Where shall we go? Colonial Trinidad? Maria La Gorda beach? Cayo Coco? Exciting, cultural Santiago, the other side of the island, is calling me, but 12 hours in a car in tropical heat with 3 kids means I fear I might have to delay that one. But I want to dance to more Rhumba, meet a few more Cuban DJs, teach some recipes to my new cook, spend quality time with my children (woops I suppose that should have been first!), try to make my husband forget about the film school for at least a couple of weeks and entertain any pale faces Brits that make it over my Caribbean way.
I began with one of the better-known directors/writers who is now pretty famous in Spain and Europe Benito Zambrano. We actually bumped into him on the dance floor in Guadalajara so I got to put a face to the name.
Havana Blues was the first one that caught my eye as the poster looked fun and I needed something a little lighter. I actually ended up shedding a tear at the end of the film but not before a wonderful romp through the lives of two musicians and their families and friends and music.
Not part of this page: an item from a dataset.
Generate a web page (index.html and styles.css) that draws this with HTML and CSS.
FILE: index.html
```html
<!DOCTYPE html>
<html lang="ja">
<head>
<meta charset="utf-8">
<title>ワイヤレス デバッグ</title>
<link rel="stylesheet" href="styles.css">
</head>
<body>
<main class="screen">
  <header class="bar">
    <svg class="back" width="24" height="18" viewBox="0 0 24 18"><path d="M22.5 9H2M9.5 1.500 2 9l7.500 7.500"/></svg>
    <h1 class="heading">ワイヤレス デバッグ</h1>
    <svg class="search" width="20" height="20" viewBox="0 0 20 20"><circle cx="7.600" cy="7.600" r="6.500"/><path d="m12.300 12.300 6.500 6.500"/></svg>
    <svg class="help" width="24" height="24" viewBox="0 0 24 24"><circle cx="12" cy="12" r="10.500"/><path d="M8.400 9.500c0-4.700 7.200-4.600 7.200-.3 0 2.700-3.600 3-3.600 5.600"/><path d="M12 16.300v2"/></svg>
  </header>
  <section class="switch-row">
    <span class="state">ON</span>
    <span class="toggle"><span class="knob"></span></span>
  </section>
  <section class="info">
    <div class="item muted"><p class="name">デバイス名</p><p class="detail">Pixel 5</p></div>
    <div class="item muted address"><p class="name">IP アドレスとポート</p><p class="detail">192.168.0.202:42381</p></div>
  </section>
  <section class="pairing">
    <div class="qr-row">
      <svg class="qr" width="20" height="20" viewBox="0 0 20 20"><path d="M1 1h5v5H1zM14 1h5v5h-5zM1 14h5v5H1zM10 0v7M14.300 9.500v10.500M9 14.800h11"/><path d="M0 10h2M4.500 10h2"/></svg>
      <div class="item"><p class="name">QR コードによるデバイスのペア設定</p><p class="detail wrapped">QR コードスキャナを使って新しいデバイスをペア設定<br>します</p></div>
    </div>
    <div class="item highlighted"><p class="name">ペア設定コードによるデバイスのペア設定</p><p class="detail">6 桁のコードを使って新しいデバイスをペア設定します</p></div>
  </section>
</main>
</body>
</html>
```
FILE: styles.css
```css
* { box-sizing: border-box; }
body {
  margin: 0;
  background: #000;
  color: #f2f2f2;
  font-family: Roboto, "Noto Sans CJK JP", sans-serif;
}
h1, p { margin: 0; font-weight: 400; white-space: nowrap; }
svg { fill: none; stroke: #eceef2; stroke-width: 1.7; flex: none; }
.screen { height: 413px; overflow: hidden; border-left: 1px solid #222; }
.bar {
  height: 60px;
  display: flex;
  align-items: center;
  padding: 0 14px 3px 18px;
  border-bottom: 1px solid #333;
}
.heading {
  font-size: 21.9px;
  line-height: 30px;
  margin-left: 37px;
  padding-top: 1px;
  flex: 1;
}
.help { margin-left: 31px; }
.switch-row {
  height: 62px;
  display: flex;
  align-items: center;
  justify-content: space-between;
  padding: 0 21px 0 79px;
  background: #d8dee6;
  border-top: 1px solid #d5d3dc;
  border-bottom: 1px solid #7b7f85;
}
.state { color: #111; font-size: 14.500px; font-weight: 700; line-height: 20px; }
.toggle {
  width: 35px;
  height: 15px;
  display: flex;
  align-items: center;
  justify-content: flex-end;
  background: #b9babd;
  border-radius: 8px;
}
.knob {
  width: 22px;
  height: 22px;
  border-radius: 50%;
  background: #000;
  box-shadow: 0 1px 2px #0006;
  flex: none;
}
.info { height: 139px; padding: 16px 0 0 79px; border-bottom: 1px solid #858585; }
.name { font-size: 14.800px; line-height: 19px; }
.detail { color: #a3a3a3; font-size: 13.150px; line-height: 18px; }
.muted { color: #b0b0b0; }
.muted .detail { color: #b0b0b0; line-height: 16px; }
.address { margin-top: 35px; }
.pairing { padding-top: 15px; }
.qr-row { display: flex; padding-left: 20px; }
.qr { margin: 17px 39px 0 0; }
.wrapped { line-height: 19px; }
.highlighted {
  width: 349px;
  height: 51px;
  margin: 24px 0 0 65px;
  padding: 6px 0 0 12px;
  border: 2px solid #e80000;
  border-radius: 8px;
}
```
Benito was actually a student at EICTV during the special period, so he knew the hardest times in Cuba and I think he portrays them really well: from the poverty and frustration of no electricity, to families torn apart by economic desires. But even throughout the worst times, the Cubans still had pride and style. I think these two things have always kept them going.
The actors are all exceptional and the music a great introduction to some modern Cuban sounds. The story revolves around two main characters, musicians being seduced by Spanish producers into signing a contract which seems to include selling their Cuban souls, changing their Cuban lyrics and cancelling their first Cuban performance so they can be marketed in Spain as a new politically-repressed act.
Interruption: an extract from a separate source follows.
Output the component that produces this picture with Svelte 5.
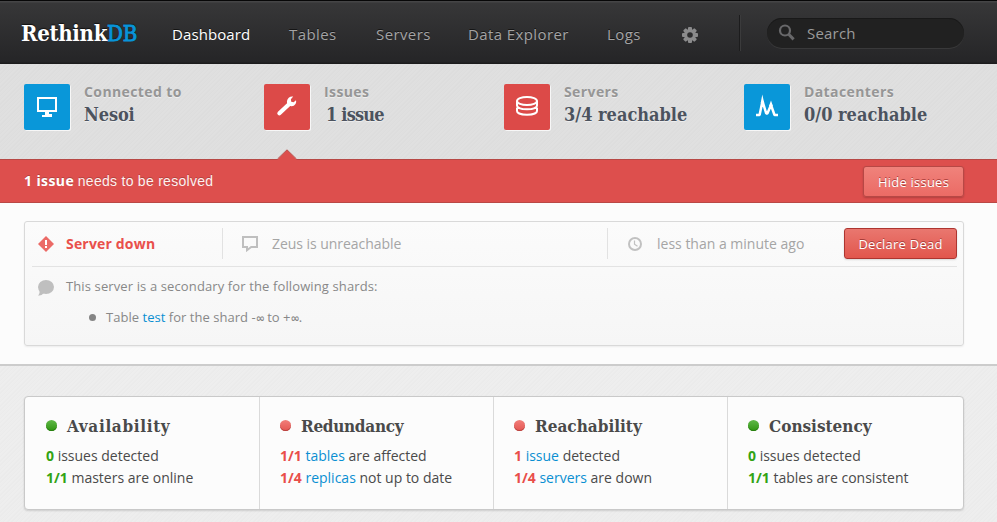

The mulatto Ruy, considers this a betrayal to his country and his art, Tito just recognises the financial necessity and his desire to escape the trap. Throughout all this their families are dealing with breaks ups and heartaches. A boat full of illegal immigrants in the middle of the night leaving behind fathers and families hit me hard and just writing about it again brings tears to my eyes. Seeing the mother pull her daughter from the arms of Ruy wading out in the sea as the boats is leaving is about as tough as it gets. I had hard times in Guatemala when I wanted out of there so badly, but I stayed as I could never have done that to my children or my husband. Separating families is a constant theme here in Cuba, but not just Cuba. How many men leave poor Guatemala, Honduras, El Salvador, Mexico to work in minimum wage jobs in the US and never come come back to their families?
After that I moved swiftly on to Benito’s first film, his opera prima which was shot in Seville on a budget of around $750, 000. His script was selected by the Spanish Ministry of Culture for funding. In this film I see Benito going back to his Spanish roots. The pace is slow but never boring, the economy of language makes the script more powerful and allows for steady but beautiful characterisations. All the people in this film are incredibly believable and all of us have spent lonely times, especially in big anonymous cities even if it is something that is not cool to admit. In the words of Claire Norton-Smith
Solas is a brave film that’s able to address the broader political concerns of poverty, isolation and physical decline from within the concerns of ‘the family’. It stands as a work of immense maturity and warmth and delivers its message without triteness or sentimentality: “Defeat is not the enemy’s triumph,” as Maria’s aged neighbour declares, “Admitting the defeat is”.
I enjoyed Solas and watching the two films one after the other, I appreciated Benito’s ability to make two such different films describing two very different worlds but at the same time exploring humanity regardless of new world, old world differences. If you had watched those two films blind I doubt you would have guessed they were the same director.
Next stop …….
I met Tania Hermida at this years Havana film festival, I think I had met her previously at other festivals but never enough to get to know this bright, funny, kind film maker that even throughout the craziness of the festival and the parties, remembered me and brought me a lovely little gift when she came to my house. Sometimes those little thoughtful things touch you most. She also knows how to tell a good story! Ask her about her first personal encounter with the great Garcia Marquez. ………
I loved her first feature film Que tan lejos, (literally translated how really far ….so something like It’s a long way) which I have just noticed is available to buy on Amazon (so get online and buy it now in the name of supporting great independent film making). Her film could also have the title serendipity or madness just like this blog. It captures beautifully those journeys you make in your life without realizing you are at some kind of crossroad. Or maybe those journeys introduce a crossroad, who knows, just like when I travelled to Guatemala all those years ago. If I ever write my film script, I would love Tania to direct it!
Que tan lejos is a great road movie, a chick flick up there with Thelma and Louise, and a stunning photographical tribute to Ecuador. It tells a story of spontaneous friendships, broken hearts, dead grandmothers and the fun and unexpectedness of travel. You can see Ecuador through the eyes of the two female protagonists one from Madrid, Esperanza who innocently loves to explore new worlds with a fresh openness that you can’t help but like and the cynically self named Ecuadorian literature student, Tristeza who is tired of the tourist cliché of picturesque South America and can’t shake her feeling that she needs to escape to something else. Jesus is a peaceful easy-going lovable character who they meet as he is taking the ashes of his dearly departed grandmother back home. It is a film that flies past fast and all this with a big sense of humour. Buy it watch it and lend it to your friends and then book that flight to Ecuador.
This is just my beginning and I hope in the next few years I will get to watch many more films of the graduates. Poco a poco
PS: This week I saw the Iranian film that won best foreign film at the Oscars. Separation. Powerful stuff. Haven’t felt like that since I saw Mike Leigh’s Secrets and Lies.